## Start

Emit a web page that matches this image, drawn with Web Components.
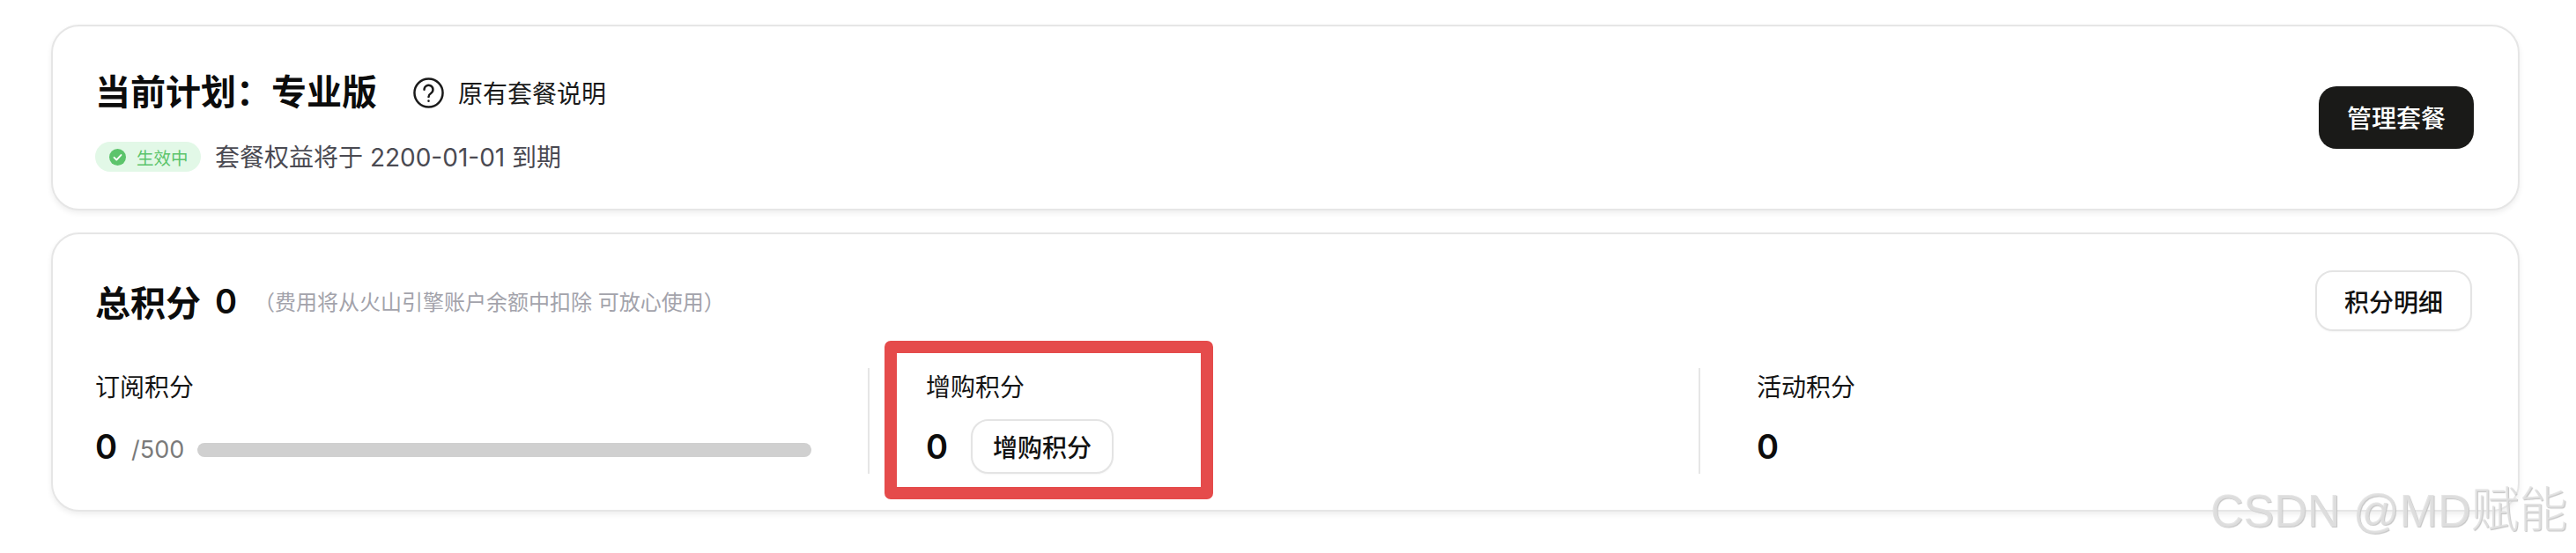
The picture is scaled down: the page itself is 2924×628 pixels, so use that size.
<!DOCTYPE html>
<html lang="zh">
<head>
<meta charset="utf-8">
<title>plan</title>
<style>
  html, body { margin: 0; background: #fff; }
  body {
    width: 2924px;
    height: 628px;
    overflow: hidden;
    font-family: Inter, "Noto Sans CJK SC", sans-serif;
    color: #111;
  }
</style>
</head>
<body>
<plan-page>
  <plan-card>
    <plan-summary></plan-summary>
  </plan-card>
  <points-card></points-card>
</plan-page>
<water-mark></water-mark>

<script>
class PlanPage extends HTMLElement {
  constructor() {
    super();
    this.attachShadow({ mode: "open" });
  }
  connectedCallback() {
    this.shadowRoot.innerHTML = `
      <style>
        :host {
          display: flex;
          flex-direction: column;
          gap: 25px;
          padding: 28px 64px 0 58px;
        }
      </style>
      <slot></slot>
    `;
  }
}

class PlanCard extends HTMLElement {
  constructor() {
    super();
    this.attachShadow({ mode: "open" });
  }
  connectedCallback() {
    this.shadowRoot.innerHTML = `
      <style>
        :host {
          display: block;
          box-sizing: border-box;
          background: #fff;
          border: 2px solid #e6e6e6;
          border-radius: 32px;
          box-shadow: 0 3px 6px rgba(0, 0, 0, 0.07);
          padding: var(--card-padding, 49px 50px 42px 48px);
        }
      </style>
      <slot></slot>
    `;
  }
}

class PlanButton extends HTMLElement {
  constructor() {
    super();
    this.attachShadow({ mode: "open" });
  }
  connectedCallback() {
    this.shadowRoot.innerHTML = `
      <style>
        :host {
          display: inline-flex;
          flex: none;
          align-items: center;
          justify-content: center;
          box-sizing: border-box;
          width: 162px;
          height: 62px;
          border: 2px solid #e4e4e4;
          border-radius: 20px;
          background: #fff;
          color: #111;
          font-size: 28px;
          font-weight: 500;
          box-shadow: 0 1px 2px rgba(0, 0, 0, 0.04);
        }
        :host([dark]) {
          background: #1a1a18;
          color: #fff;
          border: 0;
          box-shadow: none;
        }
      </style>
      <slot></slot>
    `;
  }
}

class PlanSummary extends HTMLElement {
  constructor() {
    super();
    this.attachShadow({ mode: "open" });
  }
  connectedCallback() {
    this.shadowRoot.innerHTML = `
      <style>
        :host {
          display: flex;
          align-items: center;
          justify-content: space-between;
        }
        .title-row { display: flex; align-items: center; height: 52px; }
        h2 { margin: 0; font-size: 40px; line-height: 52px; font-weight: 600; color: #0c0c0c; }
        .help { display: flex; align-items: center; margin-left: 41px; font-size: 28px; color: #1a1a1a; }
        .help svg { width: 35px; height: 35px; margin-right: 16px; }
        .sub { display: flex; align-items: center; margin-top: 30px; height: 34px; }
        .expire { margin: -2px 0 0 16px; font-size: 28px; color: #4a4a52; }
        plan-button { width: 176px; height: 71px; margin-bottom: 8px; }
      </style>
      <div>
        <div class="title-row">
          <h2>当前计划：专业版</h2>
          <span class="help">
            <svg viewBox="0 0 24 24" fill="none" stroke="#1a1a1a" stroke-width="1.7" stroke-linecap="round" stroke-linejoin="round">
              <circle cx="12" cy="12" r="11"/>
              <path d="M8.6 9.4a3.4 3.4 0 1 1 5.2 2.9c-1.1.7-1.8 1.3-1.8 2.7"/>
              <path d="M12 18.2v.1"/>
            </svg>
            原有套餐说明
          </span>
        </div>
        <div class="sub">
          <status-pill>生效中</status-pill>
          <span class="expire">套餐权益将于 2200-01-01 到期</span>
        </div>
      </div>
      <plan-button dark>管理套餐</plan-button>
    `;
  }
}

class StatusPill extends HTMLElement {
  constructor() {
    super();
    this.attachShadow({ mode: "open" });
  }
  connectedCallback() {
    this.shadowRoot.innerHTML = `
      <style>
        :host {
          display: inline-flex;
          align-items: center;
          box-sizing: border-box;
          width: 120px;
          height: 34px;
          padding-left: 16px;
          border-radius: 17px;
          background: #e2f8e7;
          color: #5cc46b;
          font-size: 19.5px;
        }
        svg { width: 19px; height: 19px; margin-right: 12px; }
      </style>
      <svg viewBox="0 0 20 20">
        <circle cx="10" cy="10" r="10" fill="#5cc46b"/>
        <path d="M5.8 10.4l2.9 2.8 5.4-5.8" fill="none" stroke="#fff" stroke-width="2" stroke-linecap="round" stroke-linejoin="round"/>
      </svg>
      <slot></slot>
    `;
  }
}

class PointsColumn extends HTMLElement {
  constructor() {
    super();
    this.attachShadow({ mode: "open" });
  }
  connectedCallback() {
    this.shadowRoot.innerHTML = `
      <style>
        :host { display: block; flex: 1 1 0; min-width: 0; height: 120px; }
        .label { height: 40px; line-height: 44px; font-size: 28px; color: #141414; }
        .row { display: flex; align-items: center; height: 62px; margin-top: 18px; }
        .value { font-size: 38px; font-weight: 600; color: #0c0c0c; }
      </style>
      <div class="label">${this.getAttribute("label")}</div>
      <div class="row">
        <span class="value">0</span>
        <slot></slot>
      </div>
    `;
  }
}

class PointsCard extends HTMLElement {
  constructor() {
    super();
    this.attachShadow({ mode: "open" });
  }
  connectedCallback() {
    this.shadowRoot.innerHTML = `
      <style>
        :host { display: block; --card-padding: 41px 51px 41px 48px; position: relative; }
        .head { display: flex; align-items: center; justify-content: space-between; height: 69px; }
        .total { display: flex; align-items: center; color: #0c0c0c; }
        h2 { margin: 0; font-size: 40px; font-weight: 600; }
        .num { margin-left: 16px; font-size: 38px; font-weight: 600; }
        .note { margin-left: 19px; font-size: 24px; color: #a3a3ab; }
        .head plan-button { width: 178px; height: 69px; margin-right: 1px; }
        .cols { display: flex; margin-top: 42px; }
        .rule { flex: none; width: 2px; margin: 0 64px; background: #e6e6e6; }
        .limit { margin-left: 16px; font-size: 27px; font-weight: 400; color: #7a7a7a; margin-top: 6px; }
        .bar { flex: 1; height: 16px; margin: 7px 0 0 15px; border-radius: 8px; background: #d0d0d0; }
        .col-two plan-button { margin-left: 26px; }
        .mark {
          position: absolute;
          left: 946px;
          top: 123px;
          box-sizing: border-box;
          width: 373px;
          height: 180px;
          border: 14px solid #e54b4b;
          border-radius: 7px;
        }
      </style>
      <plan-card>
        <div class="head">
          <div class="total">
            <h2>总积分</h2>
            <span class="num">0</span>
            <span class="note">（费用将从火山引擎账户余额中扣除 可放心使用）</span>
          </div>
          <plan-button>积分明细</plan-button>
        </div>
        <div class="cols">
          <points-column label="订阅积分">
            <span class="limit">/500</span>
            <div class="bar"></div>
          </points-column>
          <div class="rule"></div>
          <points-column class="col-two" label="增购积分">
            <plan-button>增购积分</plan-button>
          </points-column>
          <div class="rule"></div>
          <points-column label="活动积分"></points-column>
        </div>
      </plan-card>
      <div class="mark"></div>
    `;
  }
}

class WaterMark extends HTMLElement {
  constructor() {
    super();
    this.attachShadow({ mode: "open" });
  }
  connectedCallback() {
    this.shadowRoot.innerHTML = `
      <style>
        :host {
          display: block;
          position: absolute;
          left: 2509px;
          top: 548px;
          font-family: "Liberation Sans", "Noto Sans CJK SC", sans-serif;
          font-size: 52px;
          line-height: 64px;
          white-space: nowrap;
          color: rgba(226, 226, 226, 0.85);
          text-shadow: 1px 1px 1px #c4c4c4;
        }
        span { font-size: 55px; font-weight: 300; line-height: 0; }
      </style>
      CSDN @MD<span>赋能</span>
    `;
  }
}

customElements.define("plan-page", PlanPage);
customElements.define("plan-card", PlanCard);
customElements.define("plan-button", PlanButton);
customElements.define("status-pill", StatusPill);
customElements.define("plan-summary", PlanSummary);
customElements.define("points-column", PointsColumn);
customElements.define("points-card", PointsCard);
customElements.define("water-mark", WaterMark);
</script>
</body>
</html>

## End

The lines from the top of the data above through the one holding "<water-mark></water-mark>" are to be repeated exactly, and only those, with no pictures.

Emit a web page that matches this image, drawn with Web Components.
The picture is scaled down: the page itself is 2924×628 pixels, so use that size.
<!DOCTYPE html>
<html lang="zh">
<head>
<meta charset="utf-8">
<title>plan</title>
<style>
  html, body { margin: 0; background: #fff; }
  body {
    width: 2924px;
    height: 628px;
    overflow: hidden;
    font-family: Inter, "Noto Sans CJK SC", sans-serif;
    color: #111;
  }
</style>
</head>
<body>
<plan-page>
  <plan-card>
    <plan-summary></plan-summary>
  </plan-card>
  <points-card></points-card>
</plan-page>
<water-mark></water-mark>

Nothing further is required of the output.